禁欲主義由其宗教教派基礎之不同而有所不同。計有:(a)喀爾文(b)虔信派(c)循道宗(d)浸禮宗諸派。這些不同的宗教傳統/信仰,共同點在於:一方面奉行禁欲主義,另一方面卻鼓勵信徒盡其所能地獲取財產,並將此舉視為榮耀上帝的獻身,對於喀爾文教派的信徒而言,這是緩解預選說(pre-destination)所造成之焦慮的一種方式。   

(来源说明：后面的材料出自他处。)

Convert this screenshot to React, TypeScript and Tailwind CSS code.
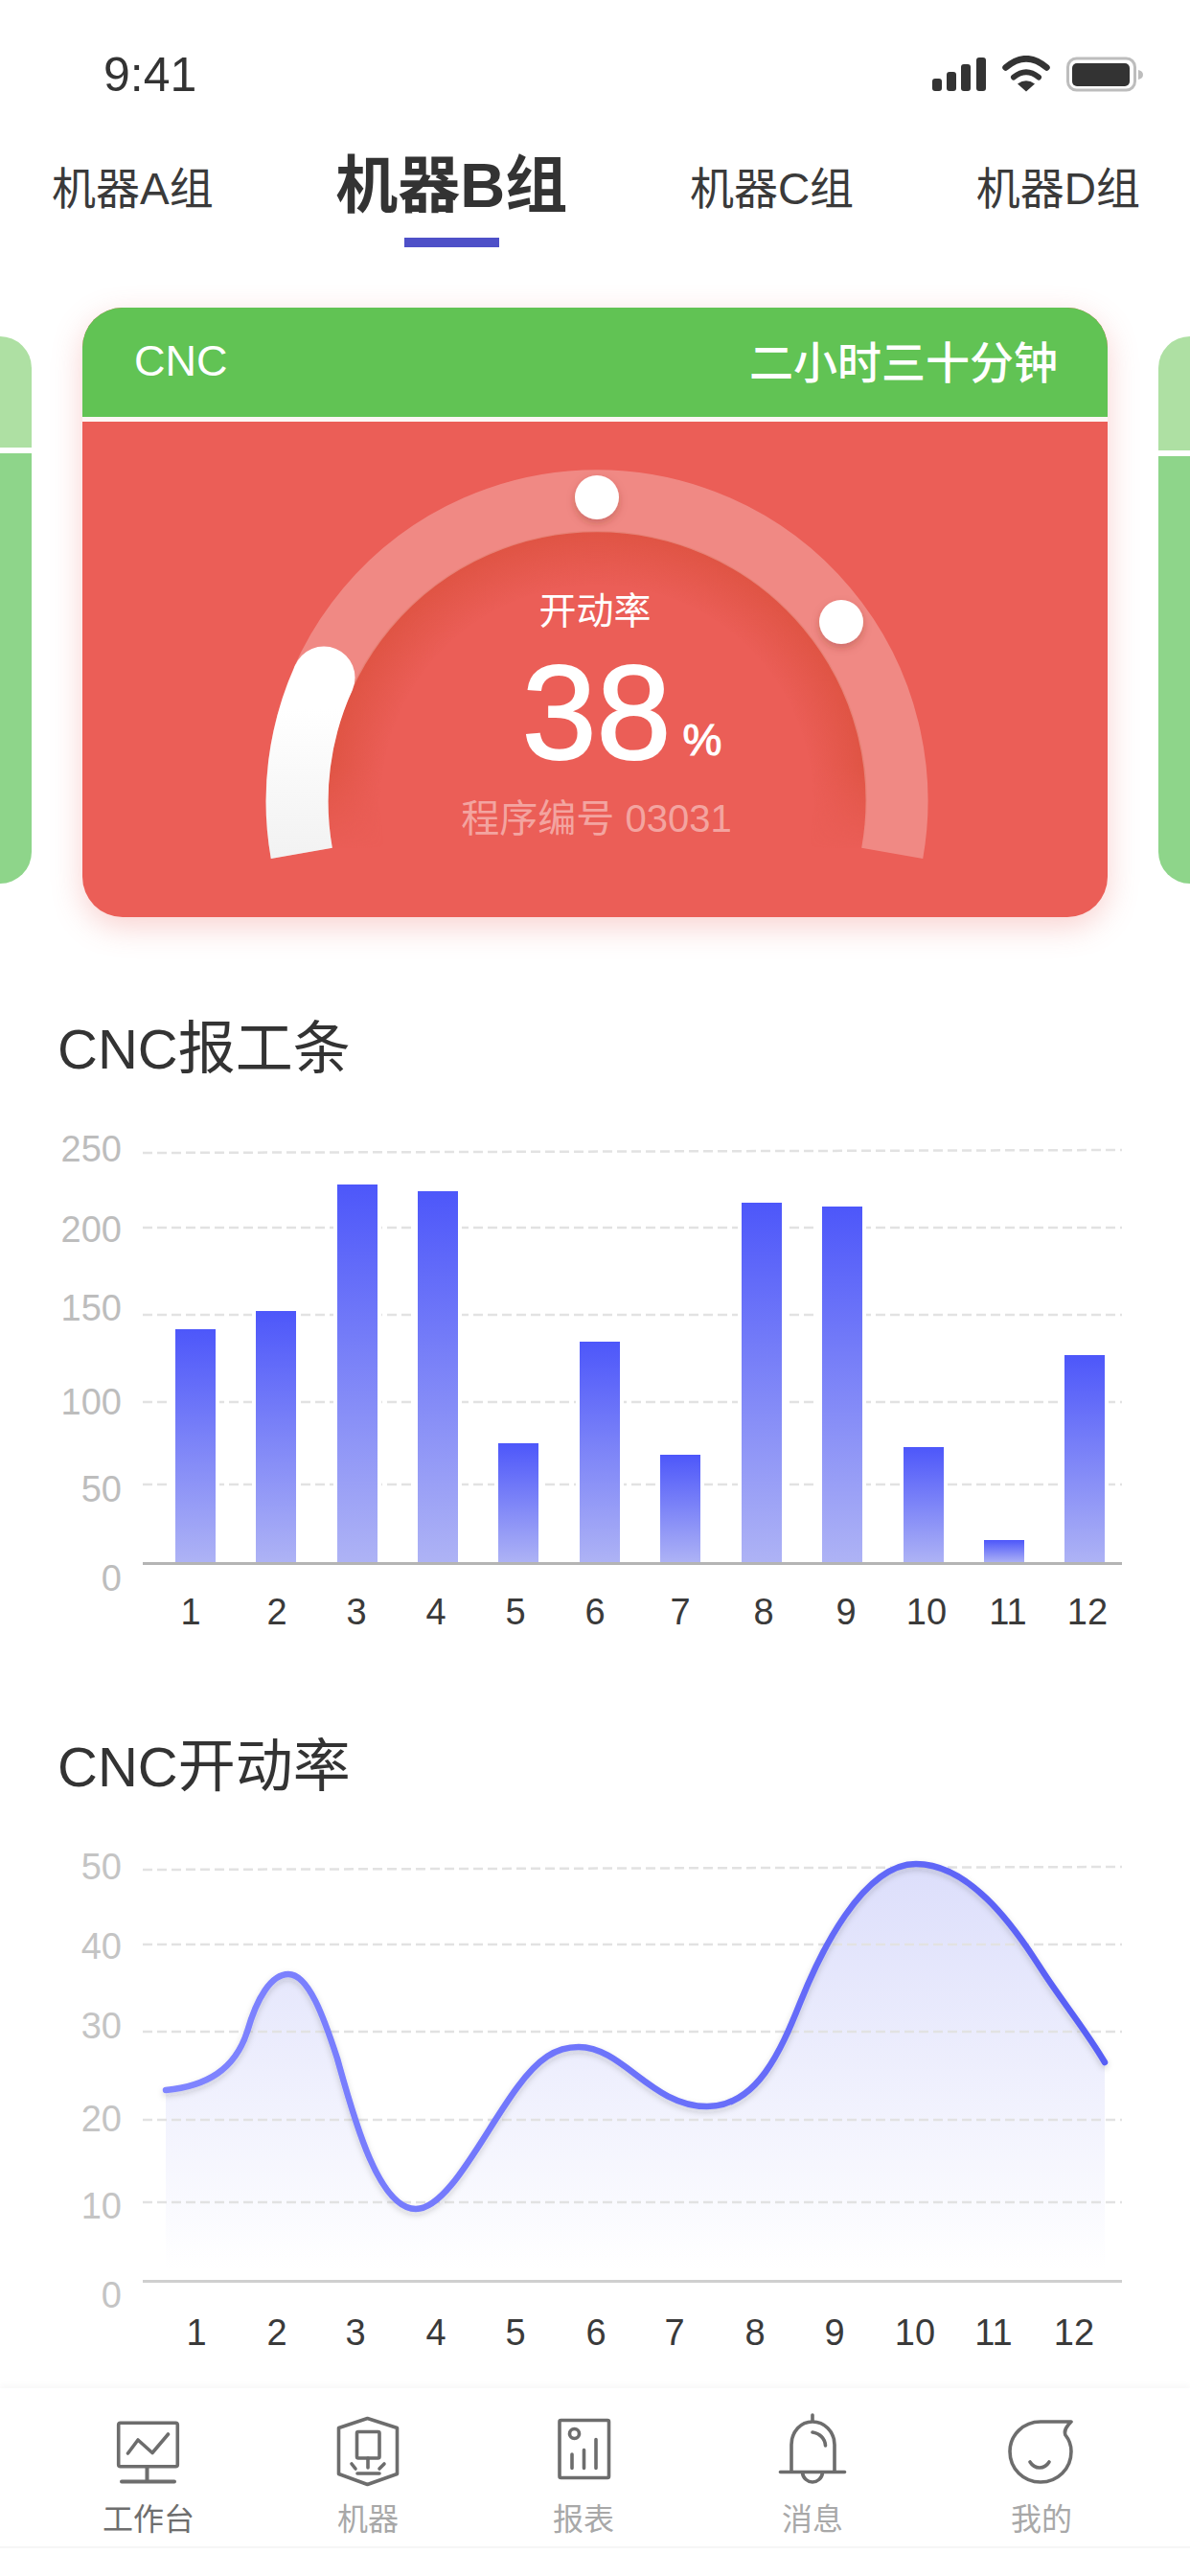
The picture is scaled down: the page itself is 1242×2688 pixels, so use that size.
import React from "react";

const bars = [
  [183, 1387], [267, 1368], [352, 1236], [436, 1243], [520, 1506], [605, 1400],
  [689, 1518], [774, 1255], [858, 1259], [943, 1510], [1027, 1607], [1111, 1414],
];
const barGrid = [[1203, 1200], [1281, 1281], [1372, 1372], [1463, 1463], [1549, 1549]];
const barY = [["250", 1198], ["200", 1282], ["150", 1364], ["100", 1462], ["50", 1553], ["0", 1646]] as const;
const barX = [199, 289, 372, 455, 538, 621, 710, 797, 883, 967, 1052, 1135];

const lineGrid = [[1951, 1948], [2029, 2029], [2120, 2120], [2212, 2212], [2298, 2298]];
const lineY = [["50", 1947], ["40", 2030], ["30", 2113], ["20", 2210], ["10", 2301], ["0", 2394]] as const;
const lineX = [205, 289, 371, 455, 538, 622, 704, 788, 871, 955, 1037, 1121];
const linePath =
  "M173 2181 C215 2177 245 2160 258 2120 C268 2085 283 2060 301 2060 C322 2060 338 2105 352 2148 C368 2205 394 2305 434 2305 C468 2305 505 2225 540 2178 C562 2148 580 2136 604 2136 C650 2136 680 2198 738 2198 C790 2198 815 2140 835 2090 C855 2040 900 1945 956 1945 C1010 1945 1055 2005 1085 2052 C1108 2088 1133 2118 1153 2152";

function Tab({ label }: { label: string }) {
  return <div className="h-[78px] text-[46px] leading-[82px] text-[#3a3a3a]">{label}</div>;
}

function SidePeek({ side }: { side: "left" | "right" }) {
  return (
    <div className={`mt-[30px] flex h-[571px] w-[33px] flex-col self-start overflow-hidden ${side === "left" ? "rounded-r-[40px]" : "rounded-l-[40px]"}`}>
      <div className={`${side === "left" ? "h-[116px]" : "h-[119px]"} bg-[#aee0a3]`} />
      <div className="h-[6px] bg-white" />
      <div className="flex-1 bg-[#8ed58a]" />
    </div>
  );
}

function Gauge() {
  return (
    <svg className="absolute inset-0" width="1070" height="517" viewBox="86 440 1070 517" fill="none">
      <defs>
        <radialGradient id="glow" gradientUnits="userSpaceOnUse" cx="623" cy="836" r="282">
          <stop offset="0.8" stopColor="#df5444" stopOpacity="0" />
          <stop offset="1" stopColor="#df5444" stopOpacity="1" />
        </radialGradient>
        <linearGradient id="fade" gradientUnits="userSpaceOnUse" x1="0" y1="800" x2="0" y2="885">
          <stop offset="0" stopColor="#fff" />
          <stop offset="1" stopColor="#000" />
        </linearGradient>
        <mask id="glowMask" maskUnits="userSpaceOnUse" x="86" y="440" width="1070" height="517">
          <rect x="86" y="440" width="1070" height="517" fill="url(#fade)" />
        </mask>
        <linearGradient id="whiteArc" gradientUnits="userSpaceOnUse" x1="0" y1="740" x2="0" y2="894">
          <stop offset="0" stopColor="#ffffff" />
          <stop offset="1" stopColor="#f2f2f2" />
        </linearGradient>
        <filter id="dot" x="-50%" y="-50%" width="200%" height="200%">
          <feDropShadow dx="0" dy="4" stdDeviation="4" floodColor="#7a2a20" floodOpacity="0.3" />
        </filter>
      </defs>
      <circle cx="623" cy="836" r="282" fill="url(#glow)" mask="url(#glowMask)" />
      <path d="M314.8 890.4 A313 313 0 1 1 931.2 890.4" stroke="#ffffff" strokeOpacity="0.27" strokeWidth="65" />
      <path d="M314.8 890.4 A313 313 0 0 1 338 707" stroke="url(#whiteArc)" strokeWidth="65" />
      <circle cx="338" cy="707" r="32.5" fill="#ffffff" />
      <circle cx="623" cy="519" r="23" fill="#ffffff" filter="url(#dot)" />
      <circle cx="878" cy="649" r="23" fill="#ffffff" filter="url(#dot)" />
    </svg>
  );
}

function BarChart() {
  return (
    <svg className="block" width="1242" height="575" viewBox="0 1135 1242 575" fill="none">
      <defs>
        <linearGradient id="bar" x1="0" y1="0" x2="0" y2="1">
          <stop offset="0" stopColor="#4d57fa" />
          <stop offset="1" stopColor="#aeb3f5" />
        </linearGradient>
      </defs>
      {barGrid.map(([a, b]) => (
        <line key={a} x1="149" y1={a} x2="1171" y2={b} stroke="#e2e2e2" strokeWidth="2.5" strokeDasharray="10 5" />
      ))}
      {bars.map(([x, y]) => (
        <g key={x}>
          <rect x={x - 4} y={y} width="50" height={1631 - y} fill="#ffffff" />
          <rect x={x} y={y} width="42" height={1631 - y} fill="url(#bar)" />
        </g>
      ))}
      <rect x="149" y="1630" width="1022" height="3" fill="#b4b4b4" />
      {barY.map(([t, y]) => (
        <text key={t} x="127" y={y + 13.5} textAnchor="end" fontSize="38" fill="#bdbdbd">{t}</text>
      ))}
      {barX.map((x, i) => (
        <text key={x} x={x} y="1695" textAnchor="middle" fontSize="38" fill="#3a3a3a">{i + 1}</text>
      ))}
    </svg>
  );
}

function LineChart() {
  return (
    <svg className="block" width="1242" height="590" viewBox="0 1882 1242 590" fill="none">
      <defs>
        <linearGradient id="area" gradientUnits="userSpaceOnUse" x1="0" y1="1945" x2="0" y2="2368">
          <stop offset="0" stopColor="#dcdefb" />
          <stop offset="1" stopColor="#ffffff" />
        </linearGradient>
        <linearGradient id="stroke" gradientUnits="userSpaceOnUse" x1="173" y1="0" x2="1153" y2="0">
          <stop offset="0" stopColor="#8085ff" />
          <stop offset="1" stopColor="#585ff5" />
        </linearGradient>
        <filter id="lineShadow" x="-5%" y="-10%" width="110%" height="120%">
          <feDropShadow dx="0" dy="3" stdDeviation="3" floodColor="#333" floodOpacity="0.18" />
        </filter>
      </defs>
      <path d={`${linePath} V2368 H173 Z`} fill="url(#area)" />
      {lineGrid.map(([a, b]) => (
        <line key={a} x1="149" y1={a} x2="1171" y2={b} stroke="#e2e2e2" strokeWidth="2.5" strokeDasharray="10 5" />
      ))}
      <path d={linePath} stroke="url(#stroke)" strokeWidth="6.5" strokeLinecap="round" filter="url(#lineShadow)" />
      <rect x="149" y="2379" width="1022" height="3" fill="#cfcfcf" />
      {lineY.map(([t, y]) => (
        <text key={t} x="127" y={y + 13.5} textAnchor="end" fontSize="38" fill="#c4c4c4">{t}</text>
      ))}
      {lineX.map((x, i) => (
        <text key={x} x={x} y="2447" textAnchor="middle" fontSize="38" fill="#3a3a3a">{i + 1}</text>
      ))}
    </svg>
  );
}

const iconProps = { width: 80, height: 78, fill: "none", stroke: "#6d6d6d", strokeWidth: 3.6, strokeLinecap: "round" as const, strokeLinejoin: "round" as const };

function MonitorIcon() {
  return (
    <svg {...iconProps} viewBox="116 2518 80 78">
      <rect x="124.7" y="2528.2" width="61.6" height="45.6" rx="2" />
      <path d="M134.5 2560 L145 2546 L160 2559.5 L176.5 2540" />
      <path d="M154.5 2575 V2589 M128 2589.5 H183" strokeWidth="4" />
    </svg>
  );
}
function HexIcon() {
  return (
    <svg {...iconProps} viewBox="344 2518 80 78">
      <path d="M383.5 2523.5 L414.5 2533.5 V2581.5 L383.5 2592.5 L353.5 2581.5 V2533.5 Z" />
      <rect x="372.5" y="2537.5" width="23.5" height="27.5" rx="1.5" />
      <path d="M384 2565 V2575 M367 2571 L371 2576 M401 2571 L396 2576 M373 2581 H396" />
    </svg>
  );
}
function ReportIcon() {
  return (
    <svg {...iconProps} viewBox="569 2518 80 78">
      <rect x="584" y="2525.5" width="51.5" height="60" rx="1.5" />
      <circle cx="599.5" cy="2539.5" r="5" />
      <path d="M597 2561 V2575.5 M609.5 2556.5 V2575.5 M622 2545.5 V2575.5" />
    </svg>
  );
}
function BellIcon() {
  return (
    <svg {...iconProps} viewBox="808 2518 80 78">
      <path d="M848 2520 V2527 M826 2579 V2551 C826 2537 836 2527 848 2527 C860 2527 871 2537 871 2551 V2579" />
      <path d="M814.5 2579.5 H881.5" />
      <path d="M837.5 2580 C838 2586 843 2590 848 2590 C853 2590 858 2586 858.5 2580" />
      <path d="M848 2538 C855 2539 861 2544 861.5 2552" />
    </svg>
  );
}
function MeIcon() {
  return (
    <svg {...iconProps} viewBox="1047 2518 80 78">
      <path d="M1118 2527 H1086 C1068 2527 1054 2541 1054 2558 C1054 2576 1068 2590 1086 2590 C1104 2590 1118 2576 1118 2558 C1118 2550 1116 2546 1112 2541 C1110 2536 1113 2532 1118 2527 Z" />
      <path d="M1075 2569 C1080 2577 1090 2577 1095 2569" />
    </svg>
  );
}

function NavItem({ icon, label, className }: { icon: React.ReactNode; label: string; className: string }) {
  return (
    <div className={`flex w-[100px] flex-col items-center ${className}`}>
      {icon}
      <div className="mt-[13px] h-[40px] whitespace-nowrap text-[32px] leading-[40px]">{label}</div>
    </div>
  );
}

export default function App() {
  return (
    <div className="flex h-[2688px] w-[1242px] flex-col overflow-hidden bg-white font-['Liberation_Sans','Noto_Sans_CJK_SC',sans-serif] text-[#3a3a3a]">
      <div className="flex h-[156px] items-center justify-between pl-[108px] pr-[49px]">
        <div className="text-[50px] text-[#333]">9:41</div>
        <svg width="220" height="40" viewBox="973 58 220 40" fill="none">
          <rect x="973" y="82" width="10" height="13" rx="3" fill="#333" />
          <rect x="988" y="75" width="10" height="20" rx="3" fill="#333" />
          <rect x="1003" y="67" width="10" height="28" rx="3" fill="#333" />
          <rect x="1019" y="60" width="10" height="35" rx="3" fill="#333" />
          <path d="M1049.5 70.5 Q1071 52 1092.5 70.5" stroke="#333" strokeWidth="6.5" strokeLinecap="round" />
          <path d="M1058 80.5 Q1071 70 1084 80.5" stroke="#333" strokeWidth="6" strokeLinecap="round" />
          <path d="M1071 95.5 L1062 87.5 Q1071 81 1080 87.5 Z" fill="#333" />
          <rect x="1114.5" y="61" width="70" height="33" rx="9" stroke="#bdbdbd" strokeWidth="3" />
          <rect x="1119" y="66" width="60" height="24" rx="5" fill="#333" />
          <path d="M1188 73 Q1193 74 1193 78 Q1193 82 1188 83 Z" fill="#bdbdbd" />
        </svg>
      </div>

      <div className="flex h-[102px] items-start justify-between pl-[54px] pr-[52px]">
        <Tab label="机器A组" />
        <div className="flex flex-col items-center">
          <div className="h-[72px] whitespace-nowrap text-[65px] font-bold leading-[76px] text-[#333]">机器B组</div>
          <div className="mt-[20px] h-[10px] w-[99px] bg-[#4e50c8]" />
        </div>
        <Tab label="机器C组" />
        <Tab label="机器D组" />
      </div>

      <div className="mt-[63px] flex h-[636px] items-start justify-between">
        <SidePeek side="left" />
        <div className="flex h-[636px] w-[1070px] flex-col overflow-hidden rounded-[42px] bg-[#eb5e57] shadow-[0_10px_32px_rgba(235,94,87,0.28)]">
          <div className="flex h-[114px] items-center justify-between bg-[#61c354] pl-[54px] pr-[52px] text-white">
            <div className="pb-[2px] text-[45px]">CNC</div>
            <div className="pt-[2px] text-[46px] font-medium">二小时三十分钟</div>
          </div>
          <div className="h-[5px] bg-[#fdf6f4]" />
          <div className="relative flex flex-1 flex-col items-center pt-[175px] text-white">
            <Gauge />
            <div className="relative text-[39px] leading-[46px]">开动率</div>
            <div className="relative mt-[18px] ml-[56px] flex h-[130px] items-baseline">
              <div className="text-[140px] leading-[130px] [-webkit-text-stroke:2px_white]">38</div>
              <div className="ml-[12px] -translate-y-[4px] text-[46px] [-webkit-text-stroke:1px_white]">%</div>
            </div>
            <div className="relative mt-[22px] ml-[3px] whitespace-pre text-[40px] leading-[46px] text-white/45">程序编号 03031</div>
          </div>
        </div>
        <SidePeek side="right" />
      </div>

      <div className="mt-[98px] h-[80px] pl-[60px] text-[60px] leading-[80px] text-[#333]"><span className="text-[58px]">CNC</span>报工条</div>
      <BarChart />
      <div className="mt-[94px] h-[78px] pl-[60px] text-[60px] leading-[80px] text-[#333]"><span className="text-[58px]">CNC</span>开动率</div>
      <LineChart />

      <div className="mt-[20px] flex h-[167px] border-b-2 border-[#f6f6f6] pl-[105px] pt-[26px] shadow-[0_-3px_6px_rgba(0,0,0,0.03)]">
        <NavItem icon={<MonitorIcon />} label="工作台" className="text-[#6e6e6e]" />
        <NavItem icon={<HexIcon />} label="机器" className="ml-[129px] text-[#a8a8a8]" />
        <NavItem icon={<ReportIcon />} label="报表" className="ml-[125px] text-[#a8a8a8]" />
        <NavItem icon={<BellIcon />} label="消息" className="ml-[139px] text-[#a8a8a8]" />
        <NavItem icon={<MeIcon />} label="我的" className="ml-[139px] text-[#a8a8a8]" />
      </div>
    </div>
  );
}
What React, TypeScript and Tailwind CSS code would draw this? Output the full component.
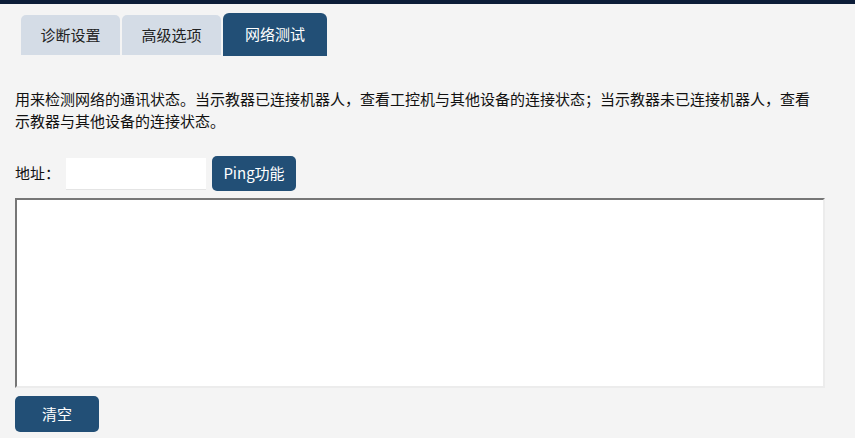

弔詭在於,越是謙卑虔敬,越是重視勞作勝於享樂,動機是以此榮耀上帝。同時,宗教所形成的社會勢力,也給予其信徒進行獲利經營的擔保──使其更容易獲得多數教徒的信任。而道德與否的標準,當視此人有多努力榮耀上帝,也就是以財富的多寡來衡量。然而,這種「總是在追求善卻又創造惡的力量 」(註四),其本質上欲帶領靈魂走向救贖之路、向上提升的力量,在對於神的虔敬消逝後,也跟著消逝了。




註一:當代英美分析哲學學者蒯因(W.V. Quine)、戴維森(D. Davion)所討論的經驗主義的三個教條。本篇文章非關哲學論文,故僅略提。

註二:在此韋伯並未將新教倫理與資本主義精神兩者的關聯用因果關係解釋。而是用了「選擇性親和力」一詞。這是一個模糊而神秘的語彙,他也沒有解釋兩者間的相關度為何,這或許是韋伯最為人詬病的其中一點。

註三:韋伯在《新教倫理與資本主義精神》一書第二章,引述德國經濟學家宋巴特對資本主義起源的分析。

註四:韋柏引用歌德劇作《浮士德》第一幕,描述梅菲斯特的形容。許多人將《浮士德》視為對資本主義的醒世寓言。因此有一說,梅菲斯特意味著資本主義惡魔般的誘惑。